The real issue, then, is that metrics like “impact” or “peer review” or even “quantity” are attempts to use quantitative values as substitutes for qualitative assessment. The only real way of assessing quality is through qualitative assessment: that is to say by assessing a work on its own merits in relation to the goals it sets itself in terms of audience, impact, and subject matter, including the reasonableness of these goals. An article by an author who is not famous, in an obscure field, in a on-line journal that has no subscribers, and is not frequently cited may or may not represent poor quality work–in much the same way as might a frequently cited article in a popular field in a journal that is published by a famous academic, in the journal of the main scholarly society in a discipline. What is (or should be) important to the assessor is how reasonably each author has defined his or her goals and how well the resulting work has done in relation to those goals.

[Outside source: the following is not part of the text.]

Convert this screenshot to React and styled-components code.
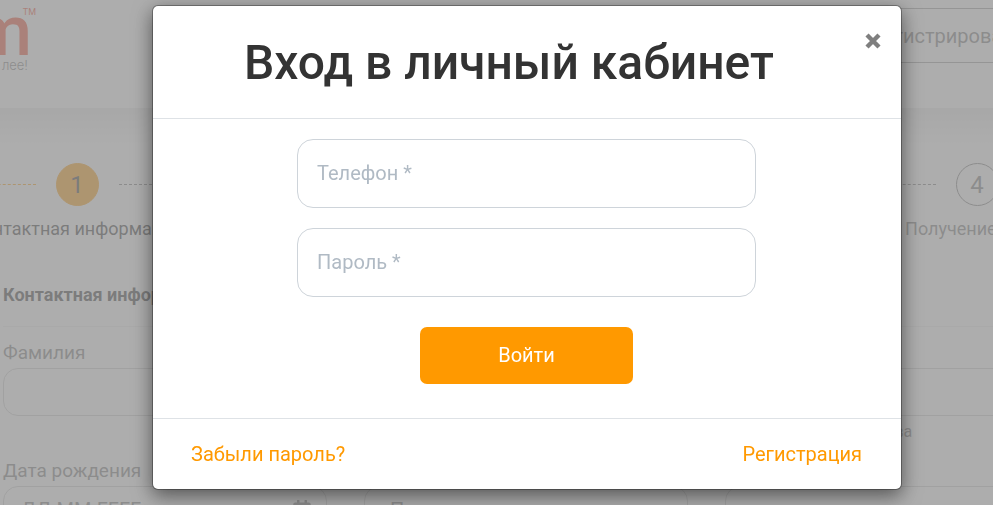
import React from 'react';
import styled, { createGlobalStyle } from 'styled-components';
import { FaRegCalendarAlt } from 'react-icons/fa';

const GlobalStyle = createGlobalStyle`
  * {
    box-sizing: border-box;
  }
  body {
    margin: 0;
    background: #fff;
    color: #333;
    font-family: Roboto, "Liberation Sans", sans-serif;
    font-size: 20px;
    line-height: 28px;
  }
  input, button, select {
    font: inherit;
  }
`

let Page = styled.div`
  height: 100vh;
  overflow: hidden;
`
let Header = styled.header`
  display: flex;
  justify-content: space-between;
  align-items: flex-start;
  height: 108px;
  padding-top: 8px;
`
let Logo = styled.a`
  display: flex;
  flex-direction: column;
  align-items: flex-end;
  width: 36px;
  color: #777;
  text-decoration: none;
  white-space: nowrap;
`
let LogoMark = styled.span`
  font-size: 9px;
  line-height: 8px;
  color: #f04a2c;
`
let LogoName = styled.span`
  padding-right: 4px;
  font-size: 70px;
  font-weight: 500;
  line-height: 30px;
  color: #f04a2c;
`
let LogoTagline = styled.span`
  padding: 13px 8px 0 0;
  font-family: Inter, sans-serif;
  font-size: 13px;
  font-weight: 300;
  line-height: 12px;
`
let RegisterButton = styled.button`
  flex: none;
  width: 268px;
  height: 55px;
  margin-right: -88px;
  border: 1px solid #999;
  border-radius: 8px;
  background: none;
  color: #777;
`
let Main = styled.main`
  padding-top: 55px;
  background: linear-gradient(#e8e8e8, #fff 40px);
`
let Steps = styled.ol`
  display: grid;
  grid-template-columns: repeat(4, 300px);
  margin: 0 0 0 -73px;
  padding: 0;
  list-style: none;
`
let Step = styled.li`
  color: ${props => props.$active ? '#333' : '#777'};
  font-size: 18px;
  text-align: center;
`
let StepLine = styled.div`
  display: flex;
  align-items: center;
  gap: 20px;
  margin-bottom: 9px;

  &::before, &::after {
    content: '';
    flex: 1;
    border-top: 1px dashed #777;
  }
  &::before {
    border-color: ${props => props.$active ? '#ff9900' : '#777'};
  }
`
let StepNumber = styled.span`
  width: 43px;
  height: 43px;
  border: 1px solid ${props => props.$active ? '#ff9900' : '#777'};
  border-radius: 50%;
  background: ${props => props.$active ? '#ff9900' : 'none'};
  font-size: 24px;
  line-height: 42px;
`
let Form = styled.form`
  padding: 38px 0 0 3px;
`
let SectionTitle = styled.h2`
  margin: 0;
  padding-bottom: 17px;
  border-bottom: 1px solid #eee;
  font-size: 18px;
  font-weight: 700;
  line-height: 28px;
`
let Fields = styled.div`
  display: grid;
  grid-template-columns: repeat(3, 324px);
  grid-auto-rows: 118px;
  column-gap: 37px;
  padding-top: 12px;
`
let Field = styled.div`
  display: flex;
  flex-direction: column;
`
let FieldLabel = styled.label`
  padding-bottom: 2px;
  color: #777;
  font-size: 19px;
  line-height: 27px;
`
let FieldBox = styled.div`
  display: flex;
  align-items: center;
  height: 48px;
  padding: 0 14px 0 17px;
  border: 1px solid #ccc;
  border-radius: 15px;
  color: #777;
`
let fieldControl = `
  flex: 1;
  min-width: 0;
  padding: 0;
  border: 0;
  outline: 0;
  background: none;
  color: #777;
`
let FieldInput = styled.input`
  ${fieldControl}
  &::placeholder {
    color: #777;
  }
`
let FieldSelect = styled.select`
  ${fieldControl}
  appearance: none;
  padding-left: 8px;
`
let Hint = styled.small`
  padding-left: 88px;
  color: #777;
  font-size: 16px;
  line-height: 32px;
`

let Backdrop = styled.div`
  position: fixed;
  inset: 0;
  padding: 5px 91px 15px 152px;
  background: rgba(147, 147, 147, 0.76);
`
let Dialog = styled.div`
  border: 1px solid rgba(0, 0, 0, 0.3);
  border-radius: 6px;
  background: #fff;
  background-clip: padding-box;
  box-shadow: 0 6px 19px rgba(0, 0, 0, 0.5);
`
let DialogHeader = styled.div`
  display: flex;
  align-items: flex-start;
  padding: 21px 20px 19px;
  border-bottom: 1px solid #dee2e6;
`
let DialogTitle = styled.h1`
  flex: 1;
  margin: 0;
  font-size: 48px;
  font-weight: 500;
  line-height: 72px;
  text-align: center;
`
let CloseButton = styled.button`
  display: flex;
  padding: 6px 0 0 20px;
  border: 0;
  background: none;
  color: #7f7f7f;
  cursor: pointer;
`
let LoginForm = styled.form`
  display: flex;
  flex-direction: column;
  align-items: center;
  gap: 20px;
  padding: 20px 145px 34px 144px;
`
let LoginInput = styled.input`
  width: 100%;
  height: 69px;
  padding: 0 19px 2px;
  border: 1px solid #ced4da;
  border-radius: 16px;
  outline: 0;
  background: #fff;
  color: #333;

  &::placeholder {
    color: #b0bac4;
    opacity: 1;
  }
`
let LoginButton = styled.button`
  width: 213px;
  height: 57px;
  margin-top: 10px;
  padding: 0 0 2px;
  border: 0;
  border-radius: 7px;
  background: #ff9900;
  color: #fff;
  cursor: pointer;
`
let DialogFooter = styled.div`
  display: flex;
  justify-content: space-between;
  padding: 21px 39px 21px 38px;
  border-top: 1px solid #dee2e6;
`
let FooterLink = styled.a`
  color: #ff9900;
  text-decoration: none;

  &:hover {
    text-decoration: underline;
  }
`

const steps = [
  'Контактная информация',
  'Паспортные данные',
  'Место работы',
  'Получение денег'
]

const CloseIcon = () => (
  <svg width="16" height="16" viewBox="0 0 16 16" aria-hidden="true">
    <path d="M2 2L14 14M14 2L2 14" stroke="currentColor" strokeWidth="4.4" />
  </svg>
)

const LoginDialog = () => (
  <Backdrop>
    <Dialog role="dialog" aria-modal="true" aria-labelledby="login-title">
      <DialogHeader>
        <DialogTitle id="login-title">Вход в личный кабинет</DialogTitle>
        <CloseButton type="button" aria-label="Закрыть">
          <CloseIcon />
        </CloseButton>
      </DialogHeader>
      <LoginForm>
        <LoginInput type="tel" placeholder="Телефон *" aria-label="Телефон" />
        <LoginInput type="password" placeholder="Пароль *" aria-label="Пароль" />
        <LoginButton type="submit">Войти</LoginButton>
      </LoginForm>
      <DialogFooter>
        <FooterLink href="#forgot">Забыли пароль?</FooterLink>
        <FooterLink href="#register">Регистрация</FooterLink>
      </DialogFooter>
    </Dialog>
  </Backdrop>
)

export default function App() {
  return (
    <React.Fragment>
      <GlobalStyle />
      <Page>
        <Header>
          <Logo href="#home">
            <LogoMark>TM</LogoMark>
            <LogoName>m</LogoName>
            <LogoTagline>лее!</LogoTagline>
          </Logo>
          <RegisterButton type="button">Зарегистрироваться</RegisterButton>
        </Header>
        <Main>
          <Steps>
            {steps.map((name, i) =>
              <Step key={name} $active={i === 0}>
                <StepLine $active={i === 0}>
                  <StepNumber $active={i === 0}>{i + 1}</StepNumber>
                </StepLine>
                {name}
              </Step>
            )}
          </Steps>
          <Form>
            <SectionTitle>Контактная информация</SectionTitle>
            <Fields>
              <Field>
                <FieldLabel htmlFor="surname">Фамилия</FieldLabel>
                <FieldBox><FieldInput id="surname" /></FieldBox>
              </Field>
              <Field>
                <FieldLabel htmlFor="name">Имя</FieldLabel>
                <FieldBox><FieldInput id="name" /></FieldBox>
              </Field>
              <Field>
                <FieldLabel htmlFor="patronymic">Отчество</FieldLabel>
                <FieldBox><FieldInput id="patronymic" /></FieldBox>
                <Hint>Нет отчества</Hint>
              </Field>
              <Field>
                <FieldLabel htmlFor="birthday">Дата рождения</FieldLabel>
                <FieldBox>
                  <FieldInput id="birthday" placeholder="ДД.ММ.ГГГГ" />
                  <FaRegCalendarAlt />
                </FieldBox>
              </Field>
              <Field>
                <FieldLabel htmlFor="gender">Пол</FieldLabel>
                <FieldBox>
                  <FieldSelect id="gender"><option>Пол</option></FieldSelect>
                </FieldBox>
              </Field>
              <Field>
                <FieldLabel htmlFor="email">E-mail</FieldLabel>
                <FieldBox><FieldInput id="email" type="email" /></FieldBox>
              </Field>
            </Fields>
          </Form>
        </Main>
      </Page>
      <LoginDialog />
    </React.Fragment>
  );
}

And this is where academics’ ability to game any other system becomes a virtue. Since there is no single metric we can create that researchers as a group will not figure out how to exploit (and then in short order), we should accept that we will simply never be able to propose a quantitative measurement for assessing intrinsic quality. What we can rely on, however, is that researchers will, on the whole, try to present their work in its best light. By asking the researchers to explain how their work can be best assessed, and being willing to evaluate that both that explanation and the degree to which the work meets the proposed criteria, we can find a way of comparatively evaluating excellence. Journals, articles, and researchers, that define, then meet or exceed reasonable targets for their disciplines and types of work, are excellent. Those that don’t, aren’t.

And in the meantime, we’ll develop far more innovative measurements of quality.